Plaintiff's case is less starkly distinguishable from Levin, but it is nevertheless materially distinct. The Levin plaintiff was a Senior Assistant Attorney General in the Consumer Fraud Bureau of the Illinois Attorney General's Office. He was hired for that position by the Chief of Consumer Protection, with the approval of the Deputy Attorney General for Civil Litigation. The court concluded that under these circumstances, the plaintiff had not been appointed by an elected official. It appears from the court's analysis, however, that the Levin defendants argued only that the Attorney General had "the power to appoint Assistant Attorney Generals," relying on the 1925 Illinois Supreme Court case of Saxby v. Sonnemann, 149 N.E. 526, 318 Ill. 600, 607 (1925). Levin, 2008 WL at *4). By contrast, defendants in this case contend that the State's Attorney is exclusively authorized to appoint ASAs, citing 55 ILCS 5/4-2003. It is true that on its face, this statute empowers only State's Attorneys to appoint Assistant State's Attorneys, and it further provides that ASAs are "under the supervision" of the State's Attorney. The court in Levin apparently was not presented with a similar statute relating to the Attorney General. It seems to me that plaintiff cannot claim, consistently with 55 ILCS 5/4-2003, that he was not appointed by the State's Attorney. Accordingly, he cannot escape the conclusion that he is exempt from ADEA, even under the Levin and O'Neill courts' analysis.*fn5

For the foregoing reasons, plaintiff's ADEA claim fails in its entirety, and I need not consider defendants' remaining arguments for dismissal of that claim.*fn6

B. Section 1983

Turning to plaintiff's equal protection claim, I again begin by addressing defendants' broadest challenge: that plaintiff pleads himself out of his claim by alleging a rational basis for considering plaintiff's age in the decision to terminate him. In particular, defendants point to plaintiff's allegation that defendants planned to hire "younger attorneys who would be cheaper than the experienced attorneys" like plaintiff.
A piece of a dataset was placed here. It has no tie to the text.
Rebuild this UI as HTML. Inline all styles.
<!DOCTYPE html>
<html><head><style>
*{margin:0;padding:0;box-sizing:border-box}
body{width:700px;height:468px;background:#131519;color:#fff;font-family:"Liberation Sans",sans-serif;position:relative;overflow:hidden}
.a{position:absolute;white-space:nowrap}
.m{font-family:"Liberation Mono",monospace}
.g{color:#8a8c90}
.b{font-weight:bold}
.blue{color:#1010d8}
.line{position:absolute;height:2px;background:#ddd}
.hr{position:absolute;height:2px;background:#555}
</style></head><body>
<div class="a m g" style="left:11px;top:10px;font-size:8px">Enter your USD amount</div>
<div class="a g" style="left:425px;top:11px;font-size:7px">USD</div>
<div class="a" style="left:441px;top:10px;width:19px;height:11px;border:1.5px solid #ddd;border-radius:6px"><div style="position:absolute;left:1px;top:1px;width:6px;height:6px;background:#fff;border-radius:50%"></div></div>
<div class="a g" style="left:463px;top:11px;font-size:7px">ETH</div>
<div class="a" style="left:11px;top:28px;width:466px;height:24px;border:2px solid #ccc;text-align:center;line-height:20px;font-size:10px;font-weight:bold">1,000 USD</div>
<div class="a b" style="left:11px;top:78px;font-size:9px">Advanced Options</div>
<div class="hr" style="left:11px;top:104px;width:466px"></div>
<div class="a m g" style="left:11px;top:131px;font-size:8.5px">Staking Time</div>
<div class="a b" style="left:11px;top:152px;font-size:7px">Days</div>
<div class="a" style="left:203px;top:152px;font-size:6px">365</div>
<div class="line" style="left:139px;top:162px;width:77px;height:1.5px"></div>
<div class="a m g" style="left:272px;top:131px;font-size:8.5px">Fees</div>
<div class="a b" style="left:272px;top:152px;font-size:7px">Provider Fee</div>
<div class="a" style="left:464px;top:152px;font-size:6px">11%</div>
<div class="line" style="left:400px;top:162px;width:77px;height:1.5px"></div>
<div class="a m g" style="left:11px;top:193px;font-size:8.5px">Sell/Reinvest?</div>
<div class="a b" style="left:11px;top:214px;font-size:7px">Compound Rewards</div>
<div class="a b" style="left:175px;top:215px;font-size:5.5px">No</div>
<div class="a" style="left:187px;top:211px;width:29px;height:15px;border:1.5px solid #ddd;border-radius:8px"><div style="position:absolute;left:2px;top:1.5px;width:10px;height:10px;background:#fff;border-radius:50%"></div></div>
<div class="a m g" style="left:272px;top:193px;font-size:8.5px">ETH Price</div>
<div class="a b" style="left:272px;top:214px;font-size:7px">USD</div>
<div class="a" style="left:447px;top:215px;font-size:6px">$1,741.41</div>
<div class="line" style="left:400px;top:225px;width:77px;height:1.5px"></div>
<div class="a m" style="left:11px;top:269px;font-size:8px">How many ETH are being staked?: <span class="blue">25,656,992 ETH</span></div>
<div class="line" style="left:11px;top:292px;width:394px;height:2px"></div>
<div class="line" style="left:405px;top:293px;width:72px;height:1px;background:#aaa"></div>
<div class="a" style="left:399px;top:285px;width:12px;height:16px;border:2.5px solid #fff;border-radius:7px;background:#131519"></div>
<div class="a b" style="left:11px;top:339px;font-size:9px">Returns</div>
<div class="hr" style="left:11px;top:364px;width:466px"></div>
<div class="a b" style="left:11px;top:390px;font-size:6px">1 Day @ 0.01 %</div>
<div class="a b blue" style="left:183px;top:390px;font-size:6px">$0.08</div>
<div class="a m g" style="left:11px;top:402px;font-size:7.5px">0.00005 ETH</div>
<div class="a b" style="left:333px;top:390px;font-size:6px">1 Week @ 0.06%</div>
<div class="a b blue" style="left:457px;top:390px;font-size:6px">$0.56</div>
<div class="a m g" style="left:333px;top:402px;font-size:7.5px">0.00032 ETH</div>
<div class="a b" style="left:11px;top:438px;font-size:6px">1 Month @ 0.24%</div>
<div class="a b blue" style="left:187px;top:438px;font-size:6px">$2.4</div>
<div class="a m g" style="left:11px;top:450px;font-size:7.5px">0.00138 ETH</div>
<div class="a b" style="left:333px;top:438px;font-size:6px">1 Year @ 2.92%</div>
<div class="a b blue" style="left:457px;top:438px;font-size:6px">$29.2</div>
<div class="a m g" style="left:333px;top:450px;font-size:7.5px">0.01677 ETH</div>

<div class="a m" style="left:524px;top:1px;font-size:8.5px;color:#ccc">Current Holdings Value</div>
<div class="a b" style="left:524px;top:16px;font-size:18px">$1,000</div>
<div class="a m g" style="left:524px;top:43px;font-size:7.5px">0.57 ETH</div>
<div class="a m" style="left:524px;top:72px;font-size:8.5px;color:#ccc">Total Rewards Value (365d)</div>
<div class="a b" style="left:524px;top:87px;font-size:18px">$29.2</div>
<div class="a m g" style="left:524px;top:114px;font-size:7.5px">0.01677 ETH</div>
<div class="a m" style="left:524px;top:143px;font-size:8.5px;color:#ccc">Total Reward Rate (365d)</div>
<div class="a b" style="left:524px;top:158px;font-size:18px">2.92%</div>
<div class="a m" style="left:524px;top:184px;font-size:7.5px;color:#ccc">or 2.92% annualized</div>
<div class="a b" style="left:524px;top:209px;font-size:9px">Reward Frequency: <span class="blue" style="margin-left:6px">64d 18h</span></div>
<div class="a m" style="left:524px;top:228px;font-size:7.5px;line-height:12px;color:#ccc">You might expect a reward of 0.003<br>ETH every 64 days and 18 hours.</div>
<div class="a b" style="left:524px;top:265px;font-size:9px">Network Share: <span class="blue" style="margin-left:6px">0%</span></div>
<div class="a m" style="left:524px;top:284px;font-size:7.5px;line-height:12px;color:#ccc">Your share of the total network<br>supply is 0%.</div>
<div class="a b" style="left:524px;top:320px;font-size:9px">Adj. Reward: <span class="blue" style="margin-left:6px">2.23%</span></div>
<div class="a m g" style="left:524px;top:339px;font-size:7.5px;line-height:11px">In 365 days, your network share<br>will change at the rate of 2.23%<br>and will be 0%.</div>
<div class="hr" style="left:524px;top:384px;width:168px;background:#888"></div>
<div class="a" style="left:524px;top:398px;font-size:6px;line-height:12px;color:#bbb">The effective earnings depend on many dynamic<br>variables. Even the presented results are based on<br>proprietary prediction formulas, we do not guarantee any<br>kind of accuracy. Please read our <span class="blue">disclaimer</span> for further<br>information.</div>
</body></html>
Plaintiff does not dispute that defendants' use of age as a factor in deciding to terminate him is subject to the rational basis standard of constitutional scrutiny. In fact, plaintiff appears to acknowledges this standard in his complaint, alleging that defendants "had no rational basis for using age to terminate plaintiff's employment." The Supreme Court has indeed held that age is not a suspect classification that would require more searching review. Gregory v. Ashcroft, 501 U.S. 452, 470 (1991) (citing cases). Nor does plaintiff assert that a fundamental right is at stake. Defendants' bar is thus a low one: the alleged age-based classification "'must be upheld against equal protection challenge if there is any reasonably conceivable state of facts that could supply a rational basis for the classification.'" Heller v. Doe, 509 U.S. 312, 320 (1993) (quoting FCC v. Beach Communications, Inc., 508 U.S. 307, 313 (1993)). Moreover, defendants have "no obligation to produce evidence to sustain the rationality" of the challenged classification, Heller, 509 U.S. at 320, and the burden is on the one challenging it to negate "every conceivable basis which might support it," regardless of whether the basis has any foundation in the record. Id.

Defendants argue that the complaint itself provides a rational basis for the challenged classification, since it alleges that hiring younger attorneys would be "cheaper" for Cook County. To the extent plaintiff responds to this argument at all,*fn7 he insists that the budget crisis was a "subterfuge to provide cover to fire" plaintiff and other, primarily older employees. While this argument might have traction in an ADEA claim, where plaintiff could prevail if he could prove (among other things) that the budget crisis were merely a pretext for age-based firings, it has none in the constitutional context, where the state need not demonstrate any factual basis to support its classification, so long as some conceivable rational basis exists. Regardless of whether the budget was in "crisis," the government has a legitimate interest in conserving its fiscal resources. Kastel v. Winnetka Board of Education, Dist. 36, 975 F.Supp. 1072, 1084 (N.D. Ill. 1997) (decision not to re-hire retirees to conserve school district resources rationally related to legitimate interest). Accordingly, even assuming the budget crisis were a sham, plaintiff still would not have a viable equal protection claim.*fn8

For the foregoing reasons, plaintiff cannot prevail on his § 1983 claim based on the allegations in the complaint, and I need not address defendants' remaining arguments for dismissal of this claim.

V. Conclusion

For the reasons set forth above, defendants' amended motion to dismiss is granted.